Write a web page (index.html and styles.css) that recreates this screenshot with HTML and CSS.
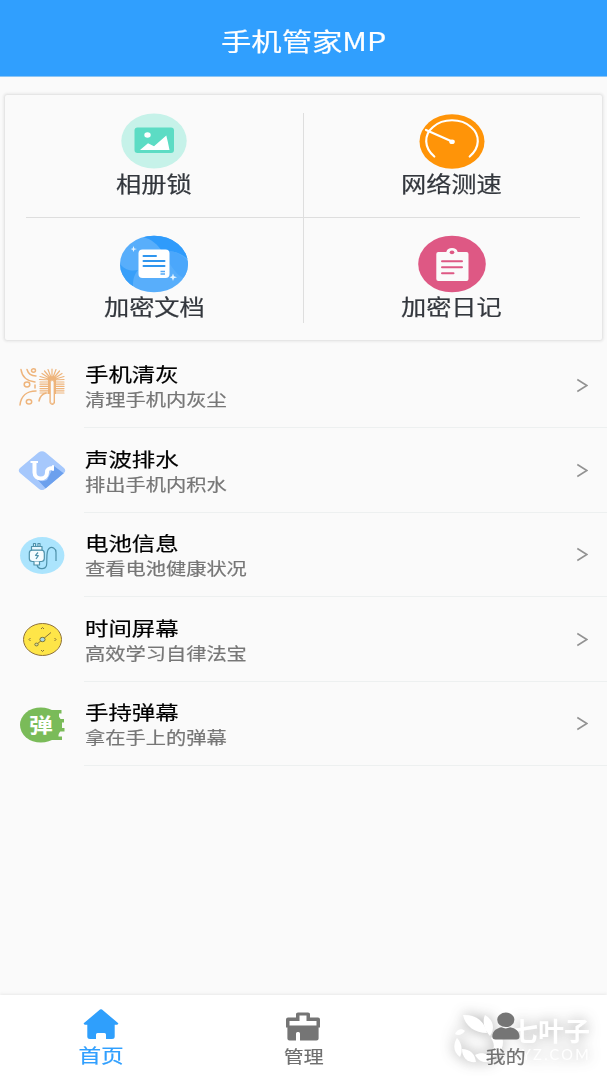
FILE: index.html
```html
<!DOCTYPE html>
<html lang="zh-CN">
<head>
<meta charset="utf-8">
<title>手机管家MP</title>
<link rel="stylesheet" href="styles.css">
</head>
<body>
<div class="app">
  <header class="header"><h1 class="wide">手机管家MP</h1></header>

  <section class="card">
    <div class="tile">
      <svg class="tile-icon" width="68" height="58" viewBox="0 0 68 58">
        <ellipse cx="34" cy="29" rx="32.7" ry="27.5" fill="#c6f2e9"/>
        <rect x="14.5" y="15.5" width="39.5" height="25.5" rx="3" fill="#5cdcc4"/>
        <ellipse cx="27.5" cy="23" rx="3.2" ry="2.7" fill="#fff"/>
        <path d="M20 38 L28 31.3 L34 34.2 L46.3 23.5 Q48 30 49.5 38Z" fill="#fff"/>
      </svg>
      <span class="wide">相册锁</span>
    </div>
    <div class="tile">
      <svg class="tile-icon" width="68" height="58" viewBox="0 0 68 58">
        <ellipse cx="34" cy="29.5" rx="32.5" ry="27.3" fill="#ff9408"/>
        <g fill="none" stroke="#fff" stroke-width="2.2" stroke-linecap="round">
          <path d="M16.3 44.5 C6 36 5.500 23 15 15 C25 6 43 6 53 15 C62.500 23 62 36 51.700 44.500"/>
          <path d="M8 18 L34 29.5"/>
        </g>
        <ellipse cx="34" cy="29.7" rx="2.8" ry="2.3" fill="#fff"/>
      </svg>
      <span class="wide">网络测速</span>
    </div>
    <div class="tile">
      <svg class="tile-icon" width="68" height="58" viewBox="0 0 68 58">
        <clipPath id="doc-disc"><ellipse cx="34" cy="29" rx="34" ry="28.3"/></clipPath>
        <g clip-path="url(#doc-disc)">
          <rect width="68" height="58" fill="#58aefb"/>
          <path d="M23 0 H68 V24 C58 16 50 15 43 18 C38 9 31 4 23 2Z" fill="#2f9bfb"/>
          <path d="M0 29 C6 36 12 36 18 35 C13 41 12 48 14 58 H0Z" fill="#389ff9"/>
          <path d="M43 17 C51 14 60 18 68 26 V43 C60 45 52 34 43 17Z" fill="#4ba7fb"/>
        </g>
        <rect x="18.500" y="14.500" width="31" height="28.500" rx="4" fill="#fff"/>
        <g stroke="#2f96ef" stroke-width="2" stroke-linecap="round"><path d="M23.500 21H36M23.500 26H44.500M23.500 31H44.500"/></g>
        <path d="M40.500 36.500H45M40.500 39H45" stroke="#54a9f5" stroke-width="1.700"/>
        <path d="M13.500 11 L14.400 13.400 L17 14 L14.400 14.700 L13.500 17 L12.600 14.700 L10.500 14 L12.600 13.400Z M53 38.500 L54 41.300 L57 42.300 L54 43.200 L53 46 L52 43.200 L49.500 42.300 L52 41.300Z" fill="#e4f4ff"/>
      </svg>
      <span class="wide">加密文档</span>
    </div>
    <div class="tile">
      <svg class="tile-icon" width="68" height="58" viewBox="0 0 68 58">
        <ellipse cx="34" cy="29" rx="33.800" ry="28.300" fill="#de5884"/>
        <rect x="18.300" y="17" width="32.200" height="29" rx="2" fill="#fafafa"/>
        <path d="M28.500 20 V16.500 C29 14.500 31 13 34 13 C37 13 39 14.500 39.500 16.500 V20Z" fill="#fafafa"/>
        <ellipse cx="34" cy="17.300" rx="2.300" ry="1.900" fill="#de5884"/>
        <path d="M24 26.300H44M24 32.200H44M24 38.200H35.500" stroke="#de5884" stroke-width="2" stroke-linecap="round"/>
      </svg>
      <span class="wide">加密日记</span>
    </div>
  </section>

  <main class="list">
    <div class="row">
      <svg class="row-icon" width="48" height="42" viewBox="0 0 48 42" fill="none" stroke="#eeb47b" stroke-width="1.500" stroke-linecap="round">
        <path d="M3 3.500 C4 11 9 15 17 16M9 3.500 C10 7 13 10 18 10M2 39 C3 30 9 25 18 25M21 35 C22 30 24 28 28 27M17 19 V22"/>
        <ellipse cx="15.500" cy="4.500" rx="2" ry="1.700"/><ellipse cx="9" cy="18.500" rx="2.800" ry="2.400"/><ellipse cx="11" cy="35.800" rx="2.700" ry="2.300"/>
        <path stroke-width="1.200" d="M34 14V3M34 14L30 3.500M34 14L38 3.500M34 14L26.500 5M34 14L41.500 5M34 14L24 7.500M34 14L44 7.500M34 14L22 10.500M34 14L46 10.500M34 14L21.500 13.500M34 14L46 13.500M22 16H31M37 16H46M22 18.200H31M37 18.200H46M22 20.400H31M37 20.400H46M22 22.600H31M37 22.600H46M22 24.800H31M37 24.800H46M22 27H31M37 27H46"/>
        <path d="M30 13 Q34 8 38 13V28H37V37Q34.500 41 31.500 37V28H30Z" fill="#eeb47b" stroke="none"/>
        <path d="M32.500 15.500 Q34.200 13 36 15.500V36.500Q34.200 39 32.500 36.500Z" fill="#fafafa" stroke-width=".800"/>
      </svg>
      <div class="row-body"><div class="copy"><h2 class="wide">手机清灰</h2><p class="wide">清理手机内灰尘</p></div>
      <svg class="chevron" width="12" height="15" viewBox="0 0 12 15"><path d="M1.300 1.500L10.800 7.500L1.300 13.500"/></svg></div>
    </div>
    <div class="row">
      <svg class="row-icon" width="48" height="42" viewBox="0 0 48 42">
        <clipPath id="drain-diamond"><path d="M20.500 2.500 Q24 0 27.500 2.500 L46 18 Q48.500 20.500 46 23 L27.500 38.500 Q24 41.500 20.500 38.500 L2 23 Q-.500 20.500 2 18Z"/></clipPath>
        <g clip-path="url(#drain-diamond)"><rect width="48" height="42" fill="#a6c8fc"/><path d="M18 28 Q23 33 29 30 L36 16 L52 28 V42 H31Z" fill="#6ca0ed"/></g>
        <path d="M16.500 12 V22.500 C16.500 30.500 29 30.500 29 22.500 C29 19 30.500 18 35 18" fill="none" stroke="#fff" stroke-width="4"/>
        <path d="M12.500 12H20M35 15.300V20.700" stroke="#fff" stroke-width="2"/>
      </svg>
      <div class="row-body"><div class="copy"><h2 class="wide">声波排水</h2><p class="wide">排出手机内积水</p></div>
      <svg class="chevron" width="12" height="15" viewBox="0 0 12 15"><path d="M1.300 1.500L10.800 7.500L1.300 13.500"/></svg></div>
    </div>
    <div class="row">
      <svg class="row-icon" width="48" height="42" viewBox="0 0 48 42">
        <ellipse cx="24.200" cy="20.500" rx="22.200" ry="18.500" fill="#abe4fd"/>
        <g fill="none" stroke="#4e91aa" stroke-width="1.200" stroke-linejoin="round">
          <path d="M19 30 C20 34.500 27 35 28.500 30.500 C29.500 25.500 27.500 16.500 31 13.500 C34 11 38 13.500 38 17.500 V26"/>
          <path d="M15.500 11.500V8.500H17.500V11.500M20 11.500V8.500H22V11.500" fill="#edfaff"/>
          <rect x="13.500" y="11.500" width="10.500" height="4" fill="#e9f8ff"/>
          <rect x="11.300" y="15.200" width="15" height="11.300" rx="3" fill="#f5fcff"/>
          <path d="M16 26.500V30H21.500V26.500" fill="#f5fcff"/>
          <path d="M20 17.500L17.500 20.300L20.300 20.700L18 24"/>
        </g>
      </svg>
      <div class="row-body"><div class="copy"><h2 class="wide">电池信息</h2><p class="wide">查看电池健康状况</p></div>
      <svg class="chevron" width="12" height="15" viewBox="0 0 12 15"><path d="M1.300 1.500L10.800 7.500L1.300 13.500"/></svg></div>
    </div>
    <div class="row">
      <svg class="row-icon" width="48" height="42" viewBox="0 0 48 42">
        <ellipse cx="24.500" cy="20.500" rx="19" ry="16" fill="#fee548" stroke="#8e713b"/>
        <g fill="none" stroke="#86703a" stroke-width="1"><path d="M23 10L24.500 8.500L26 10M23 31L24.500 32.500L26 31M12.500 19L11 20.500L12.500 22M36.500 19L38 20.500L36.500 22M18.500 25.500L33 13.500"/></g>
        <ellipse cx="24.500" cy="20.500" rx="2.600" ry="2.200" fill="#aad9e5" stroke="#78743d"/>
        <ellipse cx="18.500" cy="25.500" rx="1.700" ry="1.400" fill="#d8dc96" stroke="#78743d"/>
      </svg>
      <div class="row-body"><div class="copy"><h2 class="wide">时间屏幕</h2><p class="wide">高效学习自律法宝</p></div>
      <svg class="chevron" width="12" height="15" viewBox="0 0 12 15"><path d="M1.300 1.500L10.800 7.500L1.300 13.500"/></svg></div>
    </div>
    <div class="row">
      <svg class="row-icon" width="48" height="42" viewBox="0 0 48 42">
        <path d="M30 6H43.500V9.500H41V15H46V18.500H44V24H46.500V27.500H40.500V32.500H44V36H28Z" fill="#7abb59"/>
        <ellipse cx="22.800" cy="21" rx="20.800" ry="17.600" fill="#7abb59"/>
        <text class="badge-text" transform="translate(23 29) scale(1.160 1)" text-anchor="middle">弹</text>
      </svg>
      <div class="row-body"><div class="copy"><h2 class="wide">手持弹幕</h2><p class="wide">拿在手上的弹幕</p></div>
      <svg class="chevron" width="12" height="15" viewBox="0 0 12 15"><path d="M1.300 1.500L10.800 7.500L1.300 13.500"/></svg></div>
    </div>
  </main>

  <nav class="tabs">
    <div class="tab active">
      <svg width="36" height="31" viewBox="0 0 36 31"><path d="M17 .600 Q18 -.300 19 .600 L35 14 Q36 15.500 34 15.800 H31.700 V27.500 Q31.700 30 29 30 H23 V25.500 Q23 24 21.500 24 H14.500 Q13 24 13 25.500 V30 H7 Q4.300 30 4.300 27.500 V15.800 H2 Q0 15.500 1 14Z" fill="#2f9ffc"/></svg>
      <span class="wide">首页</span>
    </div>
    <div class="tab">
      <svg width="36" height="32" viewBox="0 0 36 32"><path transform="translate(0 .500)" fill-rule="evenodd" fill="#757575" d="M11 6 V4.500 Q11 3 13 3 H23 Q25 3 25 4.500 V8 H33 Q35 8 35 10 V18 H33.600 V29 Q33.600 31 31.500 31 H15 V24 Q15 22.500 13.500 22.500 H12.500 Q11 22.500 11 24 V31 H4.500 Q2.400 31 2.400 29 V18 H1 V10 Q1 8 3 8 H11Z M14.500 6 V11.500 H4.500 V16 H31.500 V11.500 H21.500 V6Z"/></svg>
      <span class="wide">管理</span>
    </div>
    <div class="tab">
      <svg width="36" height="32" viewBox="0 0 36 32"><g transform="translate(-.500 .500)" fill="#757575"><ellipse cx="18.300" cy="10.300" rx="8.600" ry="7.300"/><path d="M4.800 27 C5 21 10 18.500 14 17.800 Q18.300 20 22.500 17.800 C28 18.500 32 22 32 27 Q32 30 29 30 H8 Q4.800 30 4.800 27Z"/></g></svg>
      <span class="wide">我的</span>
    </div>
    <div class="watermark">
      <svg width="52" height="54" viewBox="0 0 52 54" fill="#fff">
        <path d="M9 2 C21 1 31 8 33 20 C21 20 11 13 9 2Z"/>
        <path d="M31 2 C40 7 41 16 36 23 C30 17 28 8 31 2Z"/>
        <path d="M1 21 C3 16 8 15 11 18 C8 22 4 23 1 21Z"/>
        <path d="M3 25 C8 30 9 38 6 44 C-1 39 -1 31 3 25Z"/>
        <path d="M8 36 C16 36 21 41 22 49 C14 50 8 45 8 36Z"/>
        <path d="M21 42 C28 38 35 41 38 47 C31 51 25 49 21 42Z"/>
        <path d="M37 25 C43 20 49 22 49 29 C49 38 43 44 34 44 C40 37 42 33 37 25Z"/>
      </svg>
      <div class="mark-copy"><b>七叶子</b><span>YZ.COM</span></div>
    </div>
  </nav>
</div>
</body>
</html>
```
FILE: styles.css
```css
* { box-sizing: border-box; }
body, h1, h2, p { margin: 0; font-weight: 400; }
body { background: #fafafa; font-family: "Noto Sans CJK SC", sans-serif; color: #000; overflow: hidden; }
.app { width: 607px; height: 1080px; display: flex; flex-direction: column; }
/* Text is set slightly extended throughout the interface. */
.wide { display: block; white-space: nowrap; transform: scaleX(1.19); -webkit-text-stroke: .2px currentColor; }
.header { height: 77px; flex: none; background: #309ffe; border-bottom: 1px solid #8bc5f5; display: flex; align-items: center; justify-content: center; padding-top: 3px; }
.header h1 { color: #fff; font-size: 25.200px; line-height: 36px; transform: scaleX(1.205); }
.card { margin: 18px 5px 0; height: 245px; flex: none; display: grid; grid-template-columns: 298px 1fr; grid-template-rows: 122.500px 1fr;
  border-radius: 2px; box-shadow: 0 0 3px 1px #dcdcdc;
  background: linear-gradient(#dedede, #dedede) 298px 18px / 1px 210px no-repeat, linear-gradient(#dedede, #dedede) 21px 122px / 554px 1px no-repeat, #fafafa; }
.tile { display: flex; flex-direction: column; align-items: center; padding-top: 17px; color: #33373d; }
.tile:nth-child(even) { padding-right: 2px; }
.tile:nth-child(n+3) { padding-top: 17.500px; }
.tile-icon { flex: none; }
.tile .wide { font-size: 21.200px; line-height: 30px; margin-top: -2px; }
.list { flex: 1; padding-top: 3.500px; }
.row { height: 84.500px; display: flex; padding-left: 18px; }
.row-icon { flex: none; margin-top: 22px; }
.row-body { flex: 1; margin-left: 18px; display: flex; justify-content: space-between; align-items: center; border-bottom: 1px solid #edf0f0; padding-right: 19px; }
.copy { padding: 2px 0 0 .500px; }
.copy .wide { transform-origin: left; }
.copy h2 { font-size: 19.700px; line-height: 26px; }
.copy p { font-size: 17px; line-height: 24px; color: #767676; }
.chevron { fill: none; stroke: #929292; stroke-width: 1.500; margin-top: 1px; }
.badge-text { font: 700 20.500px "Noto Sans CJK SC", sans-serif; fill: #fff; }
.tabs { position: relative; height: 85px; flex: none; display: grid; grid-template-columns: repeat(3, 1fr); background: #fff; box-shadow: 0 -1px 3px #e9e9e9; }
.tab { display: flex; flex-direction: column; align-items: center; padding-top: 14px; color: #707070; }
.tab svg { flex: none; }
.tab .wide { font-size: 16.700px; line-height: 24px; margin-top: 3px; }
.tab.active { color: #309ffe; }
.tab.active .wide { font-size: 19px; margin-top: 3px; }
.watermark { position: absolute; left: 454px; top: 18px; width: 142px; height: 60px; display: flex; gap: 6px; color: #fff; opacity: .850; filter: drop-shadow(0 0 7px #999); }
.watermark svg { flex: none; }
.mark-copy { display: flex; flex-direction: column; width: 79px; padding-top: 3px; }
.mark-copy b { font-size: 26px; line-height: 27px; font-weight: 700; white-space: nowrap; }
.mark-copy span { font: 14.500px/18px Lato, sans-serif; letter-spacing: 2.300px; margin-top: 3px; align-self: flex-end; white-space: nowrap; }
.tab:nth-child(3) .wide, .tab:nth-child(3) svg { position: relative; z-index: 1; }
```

:::

» What you should do:
Using the listing, copy every line where the word "index" shows up.

» Exercise response:
Write a web page (index.html and styles.css) that recreates this screenshot with HTML and CSS.
FILE: index.html
.tab:nth-child(3) .wide, .tab:nth-child(3) svg { position: relative; z-index: 1; }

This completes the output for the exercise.